**WHAT IS NEEDED:** Write out the entire listing below exactly as it appears, minus any pictures.

======== DATASET EXCERPT ========

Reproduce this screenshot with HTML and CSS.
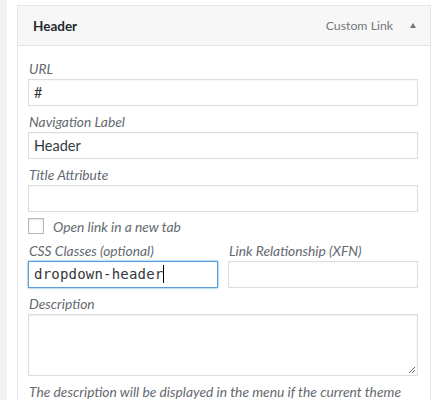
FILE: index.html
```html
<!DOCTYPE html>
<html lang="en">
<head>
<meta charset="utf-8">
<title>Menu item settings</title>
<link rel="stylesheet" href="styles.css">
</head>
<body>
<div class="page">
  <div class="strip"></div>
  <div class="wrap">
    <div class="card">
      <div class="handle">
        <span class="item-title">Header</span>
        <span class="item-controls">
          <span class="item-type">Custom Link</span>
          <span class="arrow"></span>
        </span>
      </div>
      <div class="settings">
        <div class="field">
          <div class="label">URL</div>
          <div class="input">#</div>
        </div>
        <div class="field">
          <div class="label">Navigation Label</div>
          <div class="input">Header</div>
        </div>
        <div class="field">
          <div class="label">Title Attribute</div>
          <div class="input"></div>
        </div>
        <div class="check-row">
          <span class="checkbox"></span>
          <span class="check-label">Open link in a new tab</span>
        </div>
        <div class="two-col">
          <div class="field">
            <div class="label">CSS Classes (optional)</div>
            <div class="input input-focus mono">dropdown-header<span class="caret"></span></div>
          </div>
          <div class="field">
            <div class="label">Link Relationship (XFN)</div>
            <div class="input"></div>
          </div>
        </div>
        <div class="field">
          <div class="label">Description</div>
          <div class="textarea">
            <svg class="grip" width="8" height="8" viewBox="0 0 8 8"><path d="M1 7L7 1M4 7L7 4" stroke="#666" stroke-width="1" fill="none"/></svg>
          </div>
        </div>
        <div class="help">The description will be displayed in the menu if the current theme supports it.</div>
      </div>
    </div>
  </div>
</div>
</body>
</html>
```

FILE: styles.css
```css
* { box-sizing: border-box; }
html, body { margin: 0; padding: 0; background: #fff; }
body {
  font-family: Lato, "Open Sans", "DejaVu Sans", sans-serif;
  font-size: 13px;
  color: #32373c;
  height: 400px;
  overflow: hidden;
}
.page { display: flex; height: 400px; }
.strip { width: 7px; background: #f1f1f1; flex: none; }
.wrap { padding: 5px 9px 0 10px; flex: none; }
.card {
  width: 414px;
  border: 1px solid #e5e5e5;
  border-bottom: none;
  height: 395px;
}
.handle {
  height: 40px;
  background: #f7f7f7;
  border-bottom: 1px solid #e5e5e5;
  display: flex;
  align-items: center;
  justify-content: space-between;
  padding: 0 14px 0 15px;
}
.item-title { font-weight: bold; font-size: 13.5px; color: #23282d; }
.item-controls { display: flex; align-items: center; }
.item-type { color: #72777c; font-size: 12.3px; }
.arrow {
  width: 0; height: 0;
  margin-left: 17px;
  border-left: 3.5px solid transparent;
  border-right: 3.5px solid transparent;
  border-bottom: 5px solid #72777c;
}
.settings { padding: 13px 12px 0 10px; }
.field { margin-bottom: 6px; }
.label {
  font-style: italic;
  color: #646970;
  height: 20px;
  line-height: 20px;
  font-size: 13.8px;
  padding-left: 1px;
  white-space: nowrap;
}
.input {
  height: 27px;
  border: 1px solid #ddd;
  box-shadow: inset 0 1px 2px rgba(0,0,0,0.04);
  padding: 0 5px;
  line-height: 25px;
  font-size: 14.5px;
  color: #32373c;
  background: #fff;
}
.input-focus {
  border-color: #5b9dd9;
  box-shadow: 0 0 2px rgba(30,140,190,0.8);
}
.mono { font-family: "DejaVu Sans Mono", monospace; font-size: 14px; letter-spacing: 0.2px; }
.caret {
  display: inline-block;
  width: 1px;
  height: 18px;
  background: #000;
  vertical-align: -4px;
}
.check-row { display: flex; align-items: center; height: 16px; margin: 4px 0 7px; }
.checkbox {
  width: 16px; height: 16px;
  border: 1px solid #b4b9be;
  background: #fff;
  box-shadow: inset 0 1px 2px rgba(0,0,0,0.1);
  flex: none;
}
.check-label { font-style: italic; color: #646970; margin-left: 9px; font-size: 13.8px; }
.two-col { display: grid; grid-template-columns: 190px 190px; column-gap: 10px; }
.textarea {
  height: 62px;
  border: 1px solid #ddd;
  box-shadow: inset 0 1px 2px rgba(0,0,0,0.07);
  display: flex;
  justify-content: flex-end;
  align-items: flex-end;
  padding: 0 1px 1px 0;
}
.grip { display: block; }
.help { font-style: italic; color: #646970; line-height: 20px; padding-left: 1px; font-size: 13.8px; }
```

========

**THE OUTPUT:**
Reproduce this screenshot with HTML and CSS.
FILE: index.html
```html
<!DOCTYPE html>
<html lang="en">
<head>
<meta charset="utf-8">
<title>Menu item settings</title>
<link rel="stylesheet" href="styles.css">
</head>
<body>
<div class="page">
  <div class="strip"></div>
  <div class="wrap">
    <div class="card">
      <div class="handle">
        <span class="item-title">Header</span>
        <span class="item-controls">
          <span class="item-type">Custom Link</span>
          <span class="arrow"></span>
        </span>
      </div>
      <div class="settings">
        <div class="field">
          <div class="label">URL</div>
          <div class="input">#</div>
        </div>
        <div class="field">
          <div class="label">Navigation Label</div>
          <div class="input">Header</div>
        </div>
        <div class="field">
          <div class="label">Title Attribute</div>
          <div class="input"></div>
        </div>
        <div class="check-row">
          <span class="checkbox"></span>
          <span class="check-label">Open link in a new tab</span>
        </div>
        <div class="two-col">
          <div class="field">
            <div class="label">CSS Classes (optional)</div>
            <div class="input input-focus mono">dropdown-header<span class="caret"></span></div>
          </div>
          <div class="field">
            <div class="label">Link Relationship (XFN)</div>
            <div class="input"></div>
          </div>
        </div>
        <div class="field">
          <div class="label">Description</div>
          <div class="textarea">
            <svg class="grip" width="8" height="8" viewBox="0 0 8 8"><path d="M1 7L7 1M4 7L7 4" stroke="#666" stroke-width="1" fill="none"/></svg>
          </div>
        </div>
        <div class="help">The description will be displayed in the menu if the current theme supports it.</div>
      </div>
    </div>
  </div>
</div>
</body>
</html>
```

FILE: styles.css
```css
* { box-sizing: border-box; }
html, body { margin: 0; padding: 0; background: #fff; }
body {
  font-family: Lato, "Open Sans", "DejaVu Sans", sans-serif;
  font-size: 13px;
  color: #32373c;
  height: 400px;
  overflow: hidden;
}
.page { display: flex; height: 400px; }
.strip { width: 7px; background: #f1f1f1; flex: none; }
.wrap { padding: 5px 9px 0 10px; flex: none; }
.card {
  width: 414px;
  border: 1px solid #e5e5e5;
  border-bottom: none;
  height: 395px;
}
.handle {
  height: 40px;
  background: #f7f7f7;
  border-bottom: 1px solid #e5e5e5;
  display: flex;
  align-items: center;
  justify-content: space-between;
  padding: 0 14px 0 15px;
}
.item-title { font-weight: bold; font-size: 13.5px; color: #23282d; }
.item-controls { display: flex; align-items: center; }
.item-type { color: #72777c; font-size: 12.3px; }
.arrow {
  width: 0; height: 0;
  margin-left: 17px;
  border-left: 3.5px solid transparent;
  border-right: 3.5px solid transparent;
  border-bottom: 5px solid #72777c;
}
.settings { padding: 13px 12px 0 10px; }
.field { margin-bottom: 6px; }
.label {
  font-style: italic;
  color: #646970;
  height: 20px;
  line-height: 20px;
  font-size: 13.8px;
  padding-left: 1px;
  white-space: nowrap;
}
.input {
  height: 27px;
  border: 1px solid #ddd;
  box-shadow: inset 0 1px 2px rgba(0,0,0,0.04);
  padding: 0 5px;
  line-height: 25px;
  font-size: 14.5px;
  color: #32373c;
  background: #fff;
}
.input-focus {
  border-color: #5b9dd9;
  box-shadow: 0 0 2px rgba(30,140,190,0.8);
}
.mono { font-family: "DejaVu Sans Mono", monospace; font-size: 14px; letter-spacing: 0.2px; }
.caret {
  display: inline-block;
  width: 1px;
  height: 18px;
  background: #000;
  vertical-align: -4px;
}
.check-row { display: flex; align-items: center; height: 16px; margin: 4px 0 7px; }
.checkbox {
  width: 16px; height: 16px;
  border: 1px solid #b4b9be;
  background: #fff;
  box-shadow: inset 0 1px 2px rgba(0,0,0,0.1);
  flex: none;
}
.check-label { font-style: italic; color: #646970; margin-left: 9px; font-size: 13.8px; }
.two-col { display: grid; grid-template-columns: 190px 190px; column-gap: 10px; }
.textarea {
  height: 62px;
  border: 1px solid #ddd;
  box-shadow: inset 0 1px 2px rgba(0,0,0,0.07);
  display: flex;
  justify-content: flex-end;
  align-items: flex-end;
  padding: 0 1px 1px 0;
}
.grip { display: block; }
.help { font-style: italic; color: #646970; line-height: 20px; padding-left: 1px; font-size: 13.8px; }
```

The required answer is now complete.